You would decide on a case by case basis. If the header information (Contact, location), activity description, and your role were fairly similar, you'd leave them in one space and describe your change in status/title/responsibility within the narrative space, so as to keep the connection between the two more clear. If you need a lot more space for description, you have a different contact for the second portion, and the total hours for each can stand on their own, you can split them out.
 
You would decide on a case by case basis. If the header information (Contact, location), activity description, and your role were fairly similar, you'd leave them in one space and describe your change in status/title/responsibility within the narrative space, so as to keep the connection between the two more clear. If you need a lot more space for description, you have a different contact for the second portion, and the total hours for each can stand on their own, you can split them out.
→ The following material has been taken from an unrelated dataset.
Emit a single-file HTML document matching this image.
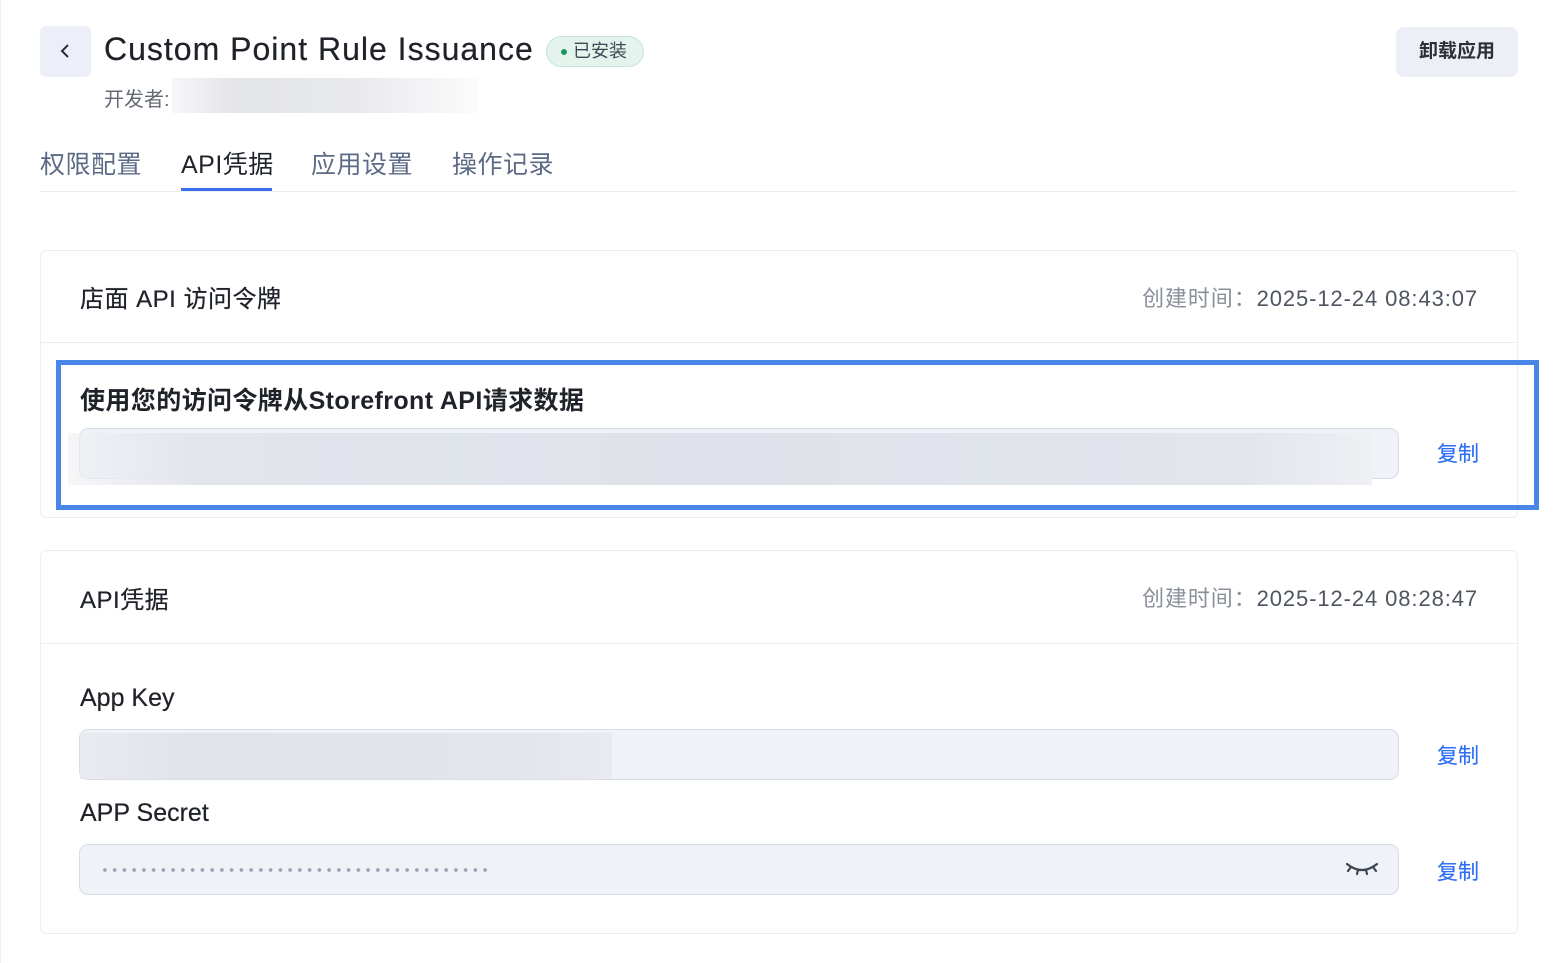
<!DOCTYPE html>
<html><head><meta charset="utf-8"><style>
*{margin:0;padding:0;box-sizing:border-box}
body{width:1564px;height:963px;background:#fff;font-family:"Liberation Sans","Noto Sans CJK SC",sans-serif;color:#1f2329;position:relative;overflow:hidden}
.a{position:absolute}
.back{left:40px;top:26px;width:51px;height:51px;background:#eceff8;border-radius:6px}
.title{left:104px;top:31px;font-size:32px;letter-spacing:1px;color:#1f2329;white-space:nowrap;text-shadow:0 0 0.4px #1f2329}
.badge{left:546px;top:36px;width:98px;height:31px;border:1px solid #c6e6d6;background:#e4f4ec;border-radius:16px;font-size:18px;color:#3d4a55;line-height:29px;padding-left:26px}
.badge:before{content:"";position:absolute;left:14px;top:12px;width:6px;height:6px;border-radius:3px;background:#1a9a5a}
.dev{left:104px;top:83px;font-size:20px;color:#646a73}
.blur{background:linear-gradient(90deg,rgba(225,227,232,0.3),#e4e5e9 20%,#e8e9ec 60%,rgba(235,236,240,0.2))}
.uninst{left:1396px;top:27px;width:122px;height:50px;background:#eceff5;border-radius:8px;font-size:19px;line-height:50px;text-align:center;font-weight:bold;color:#2b2f36}
.tab{top:145px;font-size:25px;color:#5d6a85;letter-spacing:0.5px}
.card{left:40px;width:1478px;border:1px solid #eceef2;border-radius:6px}
.hd{font-size:24px;color:#1f2329;letter-spacing:0.5px;text-shadow:0 0 0.5px #1f2329}
.time{font-size:22px;color:#4e5560;white-space:nowrap;letter-spacing:0.9px}
.time span{color:#8a9099}
.inp{left:79px;width:1320px;height:51px;background:#eff2f7;border:1px solid #d9dde6;border-radius:9px}
.copy{font-size:21px;color:#2f6ff5;text-shadow:0 0 0.4px #2f6ff5}
.lbl{font-size:25px;color:#1f2329;text-shadow:0 0 0.5px #1f2329}
</style></head><body>
<div class="a" style="left:0;top:0;width:1px;height:963px;background:#eee"></div>
<div class="a back"><svg width="51" height="51"><path d="M28 19l-6 6 6 6" stroke="#2b2f36" stroke-width="2" fill="none"/></svg></div>
<div class="a title">Custom Point Rule Issuance</div>
<div class="a badge">已安装</div>
<div class="a dev">开发者:</div>
<div class="a blur" style="left:172px;top:78px;width:305px;height:35px"></div>
<div class="a uninst">卸载应用</div>
<div class="a tab" style="left:40px">权限配置</div>
<div class="a tab" style="left:181px;color:#1f2329">API凭据</div>
<div class="a tab" style="left:311px">应用设置</div>
<div class="a tab" style="left:452px">操作记录</div>
<div class="a" style="left:40px;top:191px;width:1478px;height:1px;background:#eceef2"></div>
<div class="a" style="left:181px;top:188px;width:91px;height:3px;background:#3a6ff0"></div>

<div class="a card" style="top:250px;height:268px"></div>
<div class="a" style="left:41px;top:342px;width:1476px;height:1px;background:#eceef2"></div>
<div class="a hd" style="left:80px;top:279px">店面 API 访问令牌</div>
<div class="a time" style="right:86px;top:281px"><span>创建时间：</span>2025-12-24 08:43:07</div>
<div class="a lbl" style="left:80px;top:381px;font-weight:bold;letter-spacing:0.4px;text-shadow:none">使用您的访问令牌从Storefront API请求数据</div>
<div class="a inp" style="top:428px"></div>
<div class="a blur" style="left:68px;top:433px;width:1304px;height:52px;background:linear-gradient(90deg,rgba(240,241,245,.6),#e2e5ec 10%,#dfe2ea 50%,#e2e5ec 90%,#eef0f4)"></div>
<div class="a copy" style="left:1437px;top:438px">复制</div>
<div class="a" style="left:56px;top:360px;width:1483px;height:150px;border:5px solid #4a86e8"></div>

<div class="a card" style="top:550px;height:384px"></div>
<div class="a" style="left:41px;top:643px;width:1476px;height:1px;background:#eceef2"></div>
<div class="a hd" style="left:80px;top:580px">API凭据</div>
<div class="a time" style="right:86px;top:581px"><span>创建时间：</span>2025-12-24 08:28:47</div>
<div class="a lbl" style="left:80px;top:684px">App Key</div>
<div class="a inp" style="top:729px"></div>
<div class="a" style="left:80px;top:733px;width:532px;height:46px;background:linear-gradient(90deg,#e9ebf0,#e0e3ea 20%,#e2e5ec 80%,#e8eaef)"></div>
<div class="a copy" style="left:1437px;top:740px">复制</div>
<div class="a lbl" style="left:80px;top:799px">APP Secret</div>
<div class="a inp" style="top:844px"></div>
<div class="a" style="left:100px;top:867px;width:390px;height:6px;background:radial-gradient(circle,#9aa0b4 1.6px,transparent 2.1px) 0 0/9.75px 6px repeat-x"></div>
<svg class="a" style="left:1344px;top:858px" width="36" height="22"><path d="M3 6q15 12 30 0M7 9l-3 4M14 12l-1 4M22 12l1 4M29 9l3 4" stroke="#3d4450" stroke-width="2.2" fill="none" stroke-linecap="round"/></svg>
<div class="a copy" style="left:1437px;top:856px">复制</div>
</body></html>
At the same time, don't go too specific and talk about precisely what's different such as different such as experimental procedures or types of experiments ran between the two positions, correct?
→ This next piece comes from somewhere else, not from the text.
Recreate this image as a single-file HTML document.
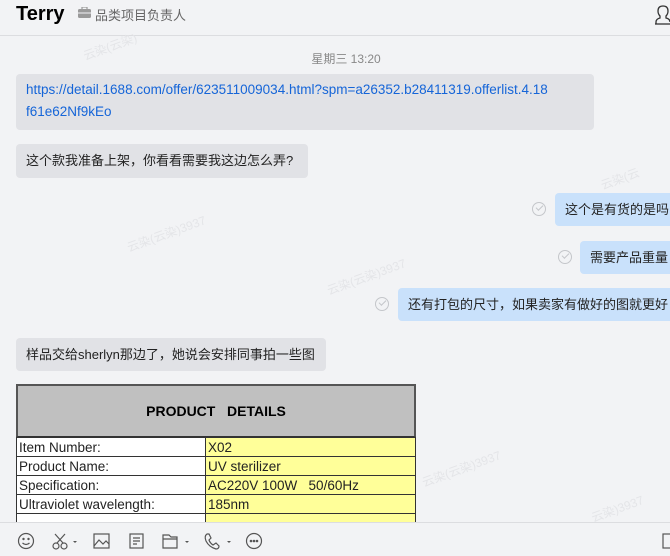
<!DOCTYPE html>
<html><head><meta charset="utf-8"><style>
*{margin:0;padding:0;box-sizing:border-box}
body{width:670px;height:556px;overflow:hidden;background:#f2f3f5;font-family:"Liberation Sans","Noto Sans CJK SC",sans-serif;position:relative;color:#222}
.a{position:absolute}
.b{position:absolute;background:#e1e2e6;border-radius:4px;font-size:13px;line-height:22px;padding:6px 10px;white-space:nowrap}
.r{background:#c9e1fb}
.chk{position:absolute;width:14px;height:14px;border:1px solid #c4c6ca;border-radius:50%}
.chk:after{content:"";position:absolute;left:3px;top:2px;width:6px;height:3px;border-left:1px solid #c4c6ca;border-bottom:1px solid #c4c6ca;transform:rotate(-45deg)}
table{border-collapse:collapse;font-family:"Liberation Sans",sans-serif;font-size:13.5px}
td{border:1px solid #333;height:19px;padding:0 2px;line-height:17px}
.wm{position:absolute;color:#e4e5e8;font-size:12px;transform:rotate(-20deg)}
</style></head><body>
<div class="a" style="left:16px;top:3px;font-size:20px;font-weight:bold;color:#000">Terry</div>
<svg class="a" style="left:78px;top:7px" width="13" height="11"><rect x="0" y="2" width="13" height="9" rx="1.5" fill="#9a9a9a"/><rect x="4" y="0" width="5" height="3" fill="none" stroke="#9a9a9a" stroke-width="1.2"/><rect x="0" y="5.5" width="13" height="1" fill="#f2f3f5"/></svg>
<div class="a" style="left:95px;top:5px;font-size:13px;color:#666">品类项目负责人</div>
<svg class="a" style="left:655px;top:5px" width="15" height="20"><path d="M1 19 L1 17 Q1 14 5 13 L5 11 Q3 9 3 6 Q3 1 8 1 Q13 1 13 6 Q13 9 11 11 L11 13 Q15 14 15 17" fill="none" stroke="#333" stroke-width="1.3"/><path d="M0 19 H15" stroke="#333" stroke-width="1.3"/></svg>
<div class="a" style="left:0;top:35px;width:670px;height:1px;background:#dcdde0"></div>
<div class="wm" style="left:82px;top:38px">云染(云染)</div>
<div class="wm" style="left:125px;top:225px">云染(云染)3937</div>
<div class="wm" style="left:325px;top:268px">云染(云染)3937</div>
<div class="wm" style="left:600px;top:170px">云染(云</div>
<div class="wm" style="left:420px;top:460px">云染(云染)3937</div>
<div class="wm" style="left:590px;top:500px">云染)3937</div>
<div class="a" style="left:0;top:50px;width:692px;text-align:center;font-size:12px;color:#888">星期三 13:20</div>
<div class="b" style="left:16px;top:74px;width:578px;height:56px;color:#1565d8;padding:5px 10px;white-space:normal;line-height:22px;font-size:13.5px">https://detail.1688.com/offer/623511009034.html?spm=a26352.b28411319.offerlist.4.18<br>f61e62Nf9kEo</div>
<div class="b" style="left:16px;top:144px;width:292px;height:34px">这个款我准备上架，你看看需要我这边怎么弄?</div>
<div class="chk" style="left:532px;top:202px"></div>
<div class="b r" style="left:555px;top:193px;width:130px;height:33px">这个是有货的是吗</div>
<div class="chk" style="left:558px;top:250px"></div>
<div class="b r" style="left:580px;top:241px;width:110px;height:33px">需要产品重量</div>
<div class="chk" style="left:375px;top:297px"></div>
<div class="b r" style="left:398px;top:288px;width:290px;height:33px">还有打包的尺寸，如果卖家有做好的图就更好</div>
<div class="b" style="left:16px;top:338px;width:310px;height:33px">样品交给sherlyn那边了，她说会安排同事拍一些图</div>
<div class="a" style="left:16px;top:384px;width:400px;height:138px;overflow:hidden;background:#fff">
<div style="height:53px;background:#c0c0c0;border:2px solid #555;border-bottom:1px solid #333;text-align:center;line-height:50px;font-weight:bold;font-size:14px;color:#000">PRODUCT&nbsp;&nbsp;&nbsp;DETAILS</div>
<table style="width:400px">
<tr><td style="width:189px">Item Number:</td><td style="background:#ffff99">X02</td></tr>
<tr><td>Product Name:</td><td style="background:#ffff99">UV sterilizer</td></tr>
<tr><td>Specification:</td><td style="background:#ffff99">AC220V 100W&nbsp;&nbsp;&nbsp;50/60Hz</td></tr>
<tr><td>Ultraviolet wavelength:</td><td style="background:#ffff99">185nm</td></tr>
<tr><td>&nbsp;</td><td style="background:#ffff99">&nbsp;</td></tr>
</table></div>
<div class="a" style="left:0;top:522px;width:670px;height:34px;background:#f2f3f5;border-top:1px solid #dcdde0"></div>
<svg class="a" style="left:0;top:522px" width="670" height="34" fill="none" stroke="#555" stroke-width="1.2">
<circle cx="26" cy="19" r="7.5"/><circle cx="23.5" cy="17" r=".6" fill="#555"/><circle cx="28.5" cy="17" r=".6" fill="#555"/><path d="M22.5 21 Q26 24 29.5 21"/>
<circle cx="56" cy="24" r="3"/><circle cx="64" cy="24" r="3"/><path d="M57 21 L65 12 M63 21 L55 12"/><path d="M73 19 l2 2 l2 -2z" fill="#555" stroke="none"/>
<rect x="94" y="12" width="15" height="14"/><path d="M94 24 L99 18 L103 22 L106 19 L109 22"/>
<rect x="130" y="12" width="13" height="14"/><path d="M133 16 H140 M133 19 H140 M133 22 H137"/>
<path d="M163 13 H169 L171 15 H177 V26 H163 Z M163 17 H177"/><path d="M185 19 l2 2 l2 -2z" fill="#555" stroke="none"/>
<path d="M207 12 Q204 14 206 19 Q209 25 216 27 Q219 27 219 24 L216 21 L213 23 Q210 21 209 18 L211 16 L209 12 Z"/><path d="M227 19 l2 2 l2 -2z" fill="#555" stroke="none"/>
<circle cx="254" cy="19" r="7.5"/><circle cx="251" cy="19" r=".7" fill="#555"/><circle cx="254" cy="19" r=".7" fill="#555"/><circle cx="257" cy="19" r=".7" fill="#555"/>
<rect x="663" y="12" width="10" height="14"/>
</svg>
</body></html>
If for example, as a research assistant, my main duties were assisting senior lab members with experiments until I accumulated the experience to work on my own. Then when I do get the experience and move up to research associate, get assigned my own project and work on it independently, that would be different enough to give them separate entries, correct?
 
At the same time, don't go too specific and talk about precisely what's different such as different such as experimental procedures or types of experiments ran between the two positions, correct?
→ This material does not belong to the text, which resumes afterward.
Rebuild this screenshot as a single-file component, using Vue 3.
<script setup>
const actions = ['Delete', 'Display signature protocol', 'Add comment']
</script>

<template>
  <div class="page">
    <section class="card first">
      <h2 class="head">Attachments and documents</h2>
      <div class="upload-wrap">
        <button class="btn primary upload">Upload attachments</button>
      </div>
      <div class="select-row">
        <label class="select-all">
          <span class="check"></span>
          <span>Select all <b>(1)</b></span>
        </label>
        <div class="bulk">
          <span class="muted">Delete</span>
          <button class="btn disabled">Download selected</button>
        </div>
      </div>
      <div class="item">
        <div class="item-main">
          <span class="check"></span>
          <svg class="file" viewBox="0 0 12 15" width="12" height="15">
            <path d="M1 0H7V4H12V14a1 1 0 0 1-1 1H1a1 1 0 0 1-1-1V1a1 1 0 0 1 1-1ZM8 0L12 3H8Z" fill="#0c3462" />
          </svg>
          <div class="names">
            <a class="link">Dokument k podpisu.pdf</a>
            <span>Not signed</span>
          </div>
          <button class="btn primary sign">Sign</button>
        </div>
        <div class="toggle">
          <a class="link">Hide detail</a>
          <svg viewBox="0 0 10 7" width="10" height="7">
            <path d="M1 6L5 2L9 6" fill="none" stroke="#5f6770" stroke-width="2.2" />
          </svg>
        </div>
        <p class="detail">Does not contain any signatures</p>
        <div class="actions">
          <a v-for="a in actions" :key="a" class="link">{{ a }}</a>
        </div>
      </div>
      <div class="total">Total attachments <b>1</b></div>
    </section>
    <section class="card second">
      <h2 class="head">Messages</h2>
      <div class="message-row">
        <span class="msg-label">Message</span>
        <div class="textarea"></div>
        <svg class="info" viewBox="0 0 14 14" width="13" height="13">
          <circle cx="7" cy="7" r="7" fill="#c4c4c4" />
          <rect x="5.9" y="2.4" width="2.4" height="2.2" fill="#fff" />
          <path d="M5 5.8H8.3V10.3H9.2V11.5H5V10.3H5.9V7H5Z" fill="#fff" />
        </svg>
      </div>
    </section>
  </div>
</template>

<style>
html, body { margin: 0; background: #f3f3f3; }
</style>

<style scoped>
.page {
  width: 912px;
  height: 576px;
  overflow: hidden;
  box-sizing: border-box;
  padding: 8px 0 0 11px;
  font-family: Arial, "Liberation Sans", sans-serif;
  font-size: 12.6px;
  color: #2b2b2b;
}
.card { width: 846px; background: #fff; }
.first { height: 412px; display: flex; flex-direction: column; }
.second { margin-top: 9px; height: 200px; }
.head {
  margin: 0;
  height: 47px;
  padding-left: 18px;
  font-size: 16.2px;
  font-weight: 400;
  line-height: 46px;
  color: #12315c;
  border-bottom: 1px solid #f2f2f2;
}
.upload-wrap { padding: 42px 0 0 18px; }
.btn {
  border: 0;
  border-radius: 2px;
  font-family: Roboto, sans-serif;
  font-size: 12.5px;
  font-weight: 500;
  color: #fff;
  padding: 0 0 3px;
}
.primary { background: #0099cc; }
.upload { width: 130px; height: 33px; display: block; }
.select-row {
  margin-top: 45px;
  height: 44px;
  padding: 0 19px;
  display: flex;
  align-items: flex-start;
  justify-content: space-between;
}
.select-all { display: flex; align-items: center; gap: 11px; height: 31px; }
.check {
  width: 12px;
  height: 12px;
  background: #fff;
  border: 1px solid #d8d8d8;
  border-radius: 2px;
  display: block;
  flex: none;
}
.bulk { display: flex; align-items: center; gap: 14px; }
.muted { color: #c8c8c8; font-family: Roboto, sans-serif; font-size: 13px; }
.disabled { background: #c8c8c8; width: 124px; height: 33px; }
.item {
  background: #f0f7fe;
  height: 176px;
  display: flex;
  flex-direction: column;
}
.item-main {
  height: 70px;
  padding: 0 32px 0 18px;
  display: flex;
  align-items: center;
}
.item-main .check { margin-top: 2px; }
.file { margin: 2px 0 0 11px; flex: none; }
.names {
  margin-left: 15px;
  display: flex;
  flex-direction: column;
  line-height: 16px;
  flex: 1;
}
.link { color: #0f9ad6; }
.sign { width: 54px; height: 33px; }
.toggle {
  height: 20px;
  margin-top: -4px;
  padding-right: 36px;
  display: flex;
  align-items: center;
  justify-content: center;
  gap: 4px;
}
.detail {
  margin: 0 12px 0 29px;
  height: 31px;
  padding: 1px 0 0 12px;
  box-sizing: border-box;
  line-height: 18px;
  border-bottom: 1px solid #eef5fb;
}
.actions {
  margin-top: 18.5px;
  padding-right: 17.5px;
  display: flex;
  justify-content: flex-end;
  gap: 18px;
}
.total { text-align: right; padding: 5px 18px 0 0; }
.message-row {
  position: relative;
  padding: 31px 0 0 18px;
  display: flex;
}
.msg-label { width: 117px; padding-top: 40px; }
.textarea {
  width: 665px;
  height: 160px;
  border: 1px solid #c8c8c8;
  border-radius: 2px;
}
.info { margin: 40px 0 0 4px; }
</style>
If for example, as a research assistant, my main duties were assisting senior lab members with experiments until I accumulated the experience to work on my own. Then when I do get the experience and move up to research associate, get assigned my own project and work on it independently, that would be different enough to give them separate entries, correct?
You have the freedom to condense or expand on your experiences as you wish, but you'd probably want to describe your own project in more detail vs discussing techniques you'd learned while training by assisting others (which you might decide is less necessary and doesn't need much space).
 
It's hard to talk about the project in detail with 700 characters. I am applying to MD-PhD, so that's what the research essay is for. I would just talk about other skills I acquired from working in these two positions. Any suggestions to my specific case?
 
It's hard to talk about the project in detail with 700 characters. I am applying to MD-PhD, so that's what the research essay is for. I would just talk about other skills I acquired from working in these two positions. Any suggestions to my specific case?
You can't assume that your PhD research essay will be accessible by the MD admissions folks (as the two admissions processes are generally run by different committees), so you'll want to give a broader overview in the AMCAS Activities section.

Designating a Research space as Most Meaningful will give you another 1325 characters above the usual 700 to share your story.